9, 1549 --England. By act of Parliament, the Book of Common Prayer is brought into exclusive use in the Church of England. It is known as the First Prayer book of Edward VI, and is a complete service book for public worship. It is the first of its kind to be produced by any church and to be set forth under one cover. The Litany contains a portion for deliverance from the tyranny of the Bishop of Rome and omits the invocations formerly addressed to Mary and to other saints. Thomas Cranmer has guided in the decision of arrangement of the services. It makes use of Medieval Latin rituals, the Lutheran forms, though he has labored to remove the distinctive traces of Lutheranism, and lastly, it makes use of Greek Orthodox liturgies.
     The Continental reformers will pronounce it unsatisfactory, and therefore it will be rewritten in 1552 as the Second Prayer book of Edward VI. It will omit the name of Mary in the thanksgiving for the saints and the sign of the cross in consecration, confirmation, and matrimony. Luther’s service of 1533 influences the First Prayer Book; Peter Martyr and Martin Bucer influence the Second Prayer book. It will nevertheless be outlawed for fifteen years under the Puritan Commonwealth, but will be re-instated for use after the Restoration.
     In 1662, it will again appear. This time it will have nearly six hundred additional changes.

9, 1558 --Belgium. A sermon preached by Adriaan Van Haemstede in Antwerp will produce violent persecution of the local Calvinists and will result in a price of three hundred Caroline guilders being put upon his head.

9, 1717 --France. Madame Guyon dies at the age of sixty-nine. A mystic, she has influenced her own generation but will influence generations to come.
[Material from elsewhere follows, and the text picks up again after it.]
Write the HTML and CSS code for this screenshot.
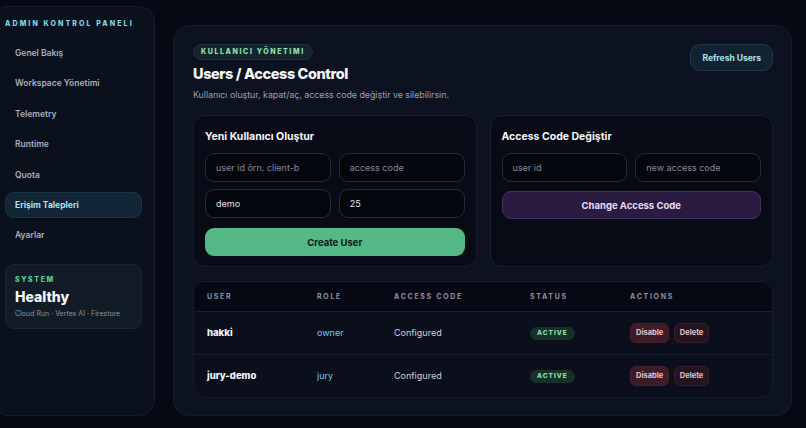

9, 1732 --Georgia. King George II erects the country between the Savannah and the Altamaha and from the head-springs of those rivers due west to the pacific, into the province of “Georgia,” and placed it for twenty-one years under the guardianship of a corporation “in trust for the poor.” On one side of the seal, two figures are represented as reposing on urns emblematic of the boundary rivers and have between them the words “Georgia Augusta.”
     No rum will be allowed in the colony—only beer and wine. No ownership of slaves will be allowed, nor is there outright ownership of land. Though the colony is open to Jews, it will nevertheless be closed to “papists”and “lawyers,” the latter being considered “the pest and scourge of mankind.”
     Parliament will show its good-will by contributing ten thousand pounds to the Society for Propagating the Gospel in Foreign Parts.
     General James Oglethorpe, known in England as a prison reformer, is the “father of the Commonwealth of Georgia,” “the place of refuge for the distressed people of Britain and the persecuted Protestants of Europe.”
     On February 16, 1734, the praise of the colony of Georgia will be echoed in London: “Slavery, the misfortune, if not the dishonor of other plantations, is absolutely proscribed. Let avarice defend it as it will, there is an honest reluctance in humanity against buying and selling, and regarding those of our own species as our wealth and possessions.”
     “Slavery,” declares General Oglethorpe, “is against the Gospel as well as the fundamental law of England. We refused as trustees, to make a law permitting such a horrid crime.”
     One will write, “The name of slavery is here unheard, and every inhabitant is free from unchosen masters and oppression.” And, another affirms, “The purchase of negroes is forbidden for slaves starve the poor laborer.”

9, 1790 --England. At the age of fifty-five years, Robert Robinson dies, “soft, suddenly and alone.” He has penned the famous hymn,


  “Come, Thou Fount of Every Blessing,
Tune my heart to sing Thy Praise . . ..”


     He has been awakened in his heart through the preaching of George Whitefield in a sermon on the text: “O generation of vipers, who hath warned you to flee from the wrath to come?”—Matthew 3:7. Two years later he was converted through the preaching of John Wesley.

9, 1826 –Connecticut. At New Haven, Jedidiah Morse dies. He is the editor of the Panoplist with which he has united Congregationalists against the in-roads of Unitarianism. He is one of the founders of Andover Theological Seminary, the New England Tract Society, and the American Bible Society. His eldest son, Samuel will invent the telegraph.